Douglas County school board president Mike Peterson has said in the past that he doesn’t favor arming teachers and that he would “never ever want a teacher to be in a position where they are faced with a choice of staying in a classroom or to go out and engage.”
DiCarlo on Republican endorsements
DiCarlo told conservative radio talk show host Randy Corporan in September that he believes the backing he’s received from the Colorado Republican party proves he’s the only conservative of conviction in the race.
“I am endorsed by the county Republican party. I am endorsed by sitting senators Mark Baisley and Kevin Van Winkle, former senator Harvey Holbert, former Speaker Frank McNulty, former Douglas County School board president and CU regent John Carson and county-level officials as well. I look at it and say I don’t need a slate.”
Running as part of a slate allows candidates with similar platforms to share a campaign slogan, campaign materials, and promotional efforts. As an individual, DiCarlo is free to express his opinions without having to gain consensus from anyone else.

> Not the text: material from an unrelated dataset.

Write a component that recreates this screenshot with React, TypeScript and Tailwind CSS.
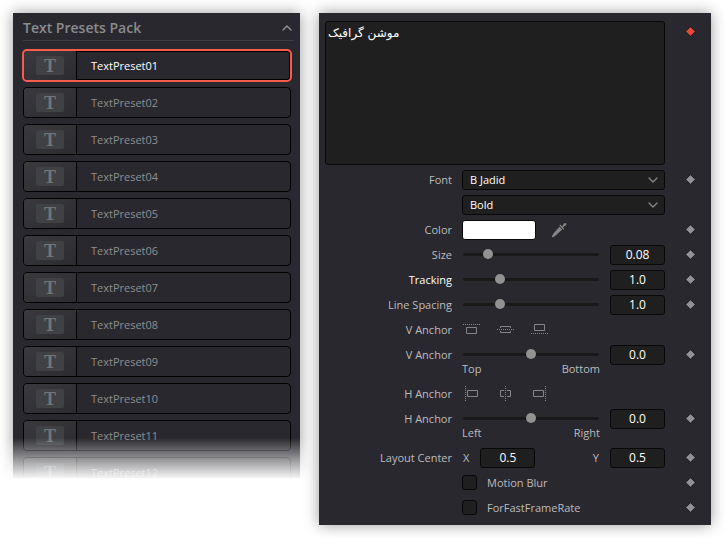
import type { ReactNode } from 'react';
import { ChevronDown, ChevronUp } from 'lucide-react';
import clsx from 'clsx';

const presets = Array.from({ length: 12 }, (_, i) => `TextPreset${String(i + 1).padStart(2, '0')}`);

const fieldClass = 'h-5 rounded-[3px] border border-[#08080a] bg-[#1f1f1f] text-white';

function Keyframe({ active = false, label }: { active?: boolean; label: string }) {
  return (
    <button type="button" aria-label={`Keyframe ${label}`} className="shrink-0">
      <svg width="11" height="11" viewBox="0 0 11 11" className="block">
        <path d="M5.5 .7 10.3 5.5 5.5 10.3 .7 5.5Z" fill={active ? '#e64b3d' : '#929297'} stroke="#111114" strokeWidth="0.8" />
      </svg>
    </button>
  );
}

type RowProps = {
  label?: string;
  htmlFor?: string;
  highlight?: boolean;
  keyframe?: boolean;
  name: string;
  children: ReactNode;
};

function Row({ label, htmlFor, highlight, keyframe = true, name, children }: RowProps) {
  return (
    <div className="flex h-[25px] items-center">
      <label
        htmlFor={htmlFor}
        className={clsx('w-[127px] shrink-0 text-right', highlight ? 'text-white' : 'text-[#bcbcbf]')}
      >
        {label}
      </label>
      <div className="ml-[10px] flex min-w-0 flex-1 items-center">{children}</div>
      <div className="flex w-[46px] shrink-0 pl-5">{keyframe && <Keyframe label={name} />}</div>
    </div>
  );
}

function NumberField({ id, value, label }: { id?: string; value: string; label: string }) {
  return (
    <input
      id={id}
      type="text"
      defaultValue={value}
      aria-label={label}
      className={clsx(fieldClass, 'w-[55px] shrink-0 text-center text-xs')}
    />
  );
}

type SliderProps = { id: string; label: string; min: number; max: number; step: number; value: string };

function Slider({ id, label, min, max, step, value }: SliderProps) {
  return (
    <>
      <input
        id={id}
        type="range"
        min={min}
        max={max}
        step={step}
        defaultValue={value}
        className="mr-[11px] ml-px h-[10px] min-w-0 flex-1 appearance-none bg-transparent [&::-webkit-slider-runnable-track]:h-[3px] [&::-webkit-slider-runnable-track]:rounded-full [&::-webkit-slider-runnable-track]:bg-[#19191a] [&::-webkit-slider-thumb]:-mt-1 [&::-webkit-slider-thumb]:size-[10px] [&::-webkit-slider-thumb]:appearance-none [&::-webkit-slider-thumb]:rounded-full [&::-webkit-slider-thumb]:bg-[#929292]"
      />
      <NumberField value={value} label={`${label} value`} />
    </>
  );
}

function RangeEnds({ from, to }: { from: string; to: string }) {
  return (
    <div className="-mt-[5px] mr-[111px] mb-[5px] ml-[137px] flex h-[14px] items-center justify-between text-[#bcbcbf]">
      <span>{from}</span>
      <span>{to}</span>
    </div>
  );
}

function Select({ id, label, value }: { id?: string; label: string; value: string }) {
  return (
    <div className="relative w-full">
      <select id={id} aria-label={label} className={clsx(fieldClass, 'block w-full appearance-none pr-7 pl-[7px]')}>
        <option>{value}</option>
      </select>
      <ChevronDown size={16} strokeWidth={2} className="pointer-events-none absolute top-[2px] right-1 text-[#858588]" />
    </div>
  );
}

function Eyedropper() {
  return (
    <svg width="16" height="16" viewBox="0 0 16 16" fill="#858587" className="block">
      <path d="M9.6 3.6 11 5 12.9 1.6C13.6.7 15 .8 15.3 1.6 15.7 2.4 15.3 3 14.6 3.5L11.4 5.6Z" />
      <path d="M8.3 3.4 9.3 2.6 13.3 6.7 12.4 7.7Z" />
      <path d="M8.4 4.8 11.1 7.6 4.4 13.8 1.5 15.4.8 14.7 2.3 11.8Z" />
    </svg>
  );
}

const anchorIcons = {
  top: { dots: 'M0 2.5H17', box: 'M3.5 5.5H13.5V11.5H3.5Z' },
  middle: { dots: 'M0 7.5H17', box: 'M3.5 6V4.5H13.5V6M3.5 9V10.5H13.5V9' },
  bottom: { dots: 'M0 11.5H17', box: 'M3.5 2.5H13.5V8.5H3.5Z' },
  left: { dots: 'M2.5 0V15', box: 'M4.5 4.5H14.5V10.5H4.5Z' },
  center: { dots: 'M8.5 0V15', box: 'M7 4.5H3.5V10.5H7M10 4.5H13.5V10.5H10' },
  right: { dots: 'M14.5 0V15', box: 'M2.5 4.5H12.5V10.5H2.5Z' },
};

function AnchorButtons({ kinds }: { kinds: (keyof typeof anchorIcons)[] }) {
  return (
    <div className="flex gap-4 pl-px">
      {kinds.map((kind) => (
        <button key={kind} type="button" aria-label={`Anchor ${kind}`}>
          <svg width="18" height="15" viewBox="0 0 18 15" fill="none" className="block">
            <path d={anchorIcons[kind].dots} stroke="#858589" strokeDasharray="1 1" />
            <path d={anchorIcons[kind].box} stroke="#858589" />
          </svg>
        </button>
      ))}
    </div>
  );
}

function PresetList() {
  return (
    <section className="relative self-start bg-[#29282e] shadow-[0_0_14px_rgba(0,0,0,0.4)]">
      <div className="max-h-[465px] overflow-hidden pr-[6px] pl-[10px]">
        <header className="flex h-7 items-center justify-between border-b border-[#3c3c41] pt-[2px]">
          <h2 className="text-sm font-semibold text-[#8b8b8e]">Text Presets Pack</h2>
          <button type="button" aria-label="Collapse" className="-mr-px">
            <ChevronUp size={16} strokeWidth={2} className="text-[#929295]" />
          </button>
        </header>
        <ul className="flex flex-col gap-[6px] pt-[9px] pr-[3px]">
          {presets.map((name, i) => (
            <li key={name}>
              <button
                type="button"
                className={clsx(
                  'flex h-[31px] w-full items-stretch rounded-[4px] border border-black text-left',
                  i === 0
                    ? 'text-white shadow-[inset_0_0_0_1px_#000] outline-2 -outline-offset-1 outline-[#f75b4b]'
                    : 'text-[#8e8e90]',
                )}
              >
                <span className="flex w-[53px] items-center justify-center rounded-l-[3px] border-r border-black bg-linear-to-br from-[#39393e] to-[#2b2b30]">
                  <span className="flex h-[19px] w-7 items-center justify-center rounded-xs bg-[#404145] font-['Liberation_Serif',serif] text-lg leading-none font-bold text-[#737478]">
                    T
                  </span>
                </span>
                <span className="self-center pl-[14px]">{name}</span>
              </button>
            </li>
          ))}
        </ul>
      </div>
      {/* list fades out into the page */}
      <div className="pointer-events-none absolute -inset-x-[13px] -bottom-5 h-[60px] bg-linear-to-b from-transparent to-white to-[42px]" />
    </section>
  );
}

function Inspector() {
  return (
    <section className="relative bg-[#29282e] pt-2 pb-[5px] pl-[6px] shadow-[0_0_14px_rgba(0,0,0,0.4)]">
      <div className="mb-[2px] flex items-start">
        <textarea
          aria-label="Styled text"
          dir="rtl"
          defaultValue="موشن گرافیک"
          className="block h-36 min-w-0 flex-1 resize-none rounded-[3px] border border-[#08080a] bg-[#1f1f1f] px-[2px] py-px text-left font-['DejaVu_Sans',sans-serif] text-xs leading-5 text-white"
        />
        <div className="w-[46px] shrink-0 pt-[5px] pl-5">
          <Keyframe active label="Styled text" />
        </div>
      </div>
      <Row label="Font" htmlFor="font" name="Font">
        <Select id="font" label="Font" value="B Jadid" />
      </Row>
      <Row name="Style" keyframe={false}>
        <Select label="Font style" value="Bold" />
      </Row>
      <Row label="Color" htmlFor="color" name="Color">
        <button id="color" type="button" className="h-5 w-[74px] rounded-[3px] border border-[#08080a] bg-white" />
        <button type="button" aria-label="Pick color" className="ml-[15px]">
          <Eyedropper />
        </button>
      </Row>
      <Row label="Size" htmlFor="size" name="Size">
        <Slider id="size" label="Size" min={0} max={0.5} step={0.01} value="0.08" />
      </Row>
      <Row label="Tracking" htmlFor="tracking" highlight name="Tracking">
        <Slider id="tracking" label="Tracking" min={0} max={4} step={0.1} value="1.0" />
      </Row>
      <Row label="Line Spacing" htmlFor="line-spacing" name="Line Spacing">
        <Slider id="line-spacing" label="Line Spacing" min={0} max={4} step={0.1} value="1.0" />
      </Row>
      <Row label="V Anchor" name="V Anchor" keyframe={false}>
        <AnchorButtons kinds={['top', 'middle', 'bottom']} />
      </Row>
      <Row label="V Anchor" htmlFor="v-anchor" name="V Anchor">
        <Slider id="v-anchor" label="V Anchor" min={-1} max={1} step={0.1} value="0.0" />
      </Row>
      <RangeEnds from="Top" to="Bottom" />
      <Row label="H Anchor" name="H Anchor" keyframe={false}>
        <AnchorButtons kinds={['left', 'center', 'right']} />
      </Row>
      <Row label="H Anchor" htmlFor="h-anchor" name="H Anchor">
        <Slider id="h-anchor" label="H Anchor" min={-1} max={1} step={0.1} value="0.0" />
      </Row>
      <RangeEnds from="Left" to="Right" />
      <Row label="Layout Center" name="Layout Center">
        <div className="flex w-full items-center justify-between text-[#bcbcbf]">
          <div className="flex items-center gap-[11px] pl-px">
            <label htmlFor="center-x">X</label>
            <NumberField id="center-x" value="0.5" label="Center X" />
          </div>
          <div className="flex items-center gap-[11px]">
            <label htmlFor="center-y">Y</label>
            <NumberField id="center-y" value="0.5" label="Center Y" />
          </div>
        </div>
      </Row>
      {['Motion Blur', 'ForFastFrameRate'].map((name) => (
        <Row key={name} name={name}>
          <label className="flex items-center gap-[10px] text-[#bcbcbf]">
            <input
              type="checkbox"
              className="size-[15px] appearance-none rounded-[3px] border border-[#08080a] bg-[#1f1f1f] checked:bg-[#929297]"
            />
            {name}
          </label>
        </Row>
      ))}
    </section>
  );
}

export default function App() {
  return (
    <main className="grid min-h-screen grid-cols-[287fr_392fr] items-start gap-[19px] bg-white pt-[13px] pr-[14px] pl-[13px] font-['Open_Sans',sans-serif] text-[11px] leading-[14px]">
      <PresetList />
      <Inspector />
    </main>
  );
}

Despite the Republican backing, contributions to DiCarlo’s campaign pale in comparison to his opponents. DiCarlo’s campaign contributions through October 30 total $7,915. His opponents Jason Page (also running on a conservative platform) and Brad Gieger’s contributions through the same date total $17,710 and $29,811, respectively.
DiCarlo on teacher pay in Douglas County
DiCarlo doesn’t believe it’s fair to compare Douglas County educators’ salaries to those in Cherry Creek. He says Cherry Creek is an urban/suburban district while Douglas County is suburban/rural. It’s unclear why that makes a difference in teacher pay, but DiCarlo says Cherry Creek is funded “by the way things used to be” and that Douglas County can’t get into an “arms race.”
Connell argued that DiCarlo’s reasoning doesn’t change the reality that Douglas County teachers can drive 20 minutes and make $20,000 more per year. “Either Erin Kane (Douglas County superintendent) is a bald-faced liar or she’s using data to try and let people know we’re in a dire situation. I’ve talked to several teachers who definitely know they can make more somewhere else,” said Connell.
DiCarlo doesn’t address whether he believes Kane is a liar. He responded, “If our teachers are going there, where are Cherry Creek’s teachers going? What we have is a nationwide teacher’s shortage.”
DiCarlo on wokeness
Speaking to Corporon, DiCarlo said, “ I don’t believe there’s any drag show stuff going on with the district. I’ve not heard that. There are certainly some things that have happened in the county, and there’s always a question in the library with regard to what books are appropriate or not. I think it’s pretty easy when you look at it. Is it pornographic?”
“With regard to some of the other issues, I know that there’s been some movement on things like critical race theory. I think the bigger the issue, the bigger problem with this becomes what do the people want? How fast do they want it, and how quickly can we undo it?”
DiCarlo on school vouchers
DiCarlo agreed with Corporon, who said the district lost 20 years of progress when voters elected the “radical leftist” school board in 2015 and gave up on appealing a Colorado Supreme Court decision striking down a voucher program that would’ve secured public funds for students to attend private, mostly religious schools.
“I support empowering parents,” said DiCarlo. “They have to choose what best education option fits their child because the system exists for the child. The child does not exist to provide a system. So the taxpayer dollars they’ve contributed should follow that student to whatever is best for that student.”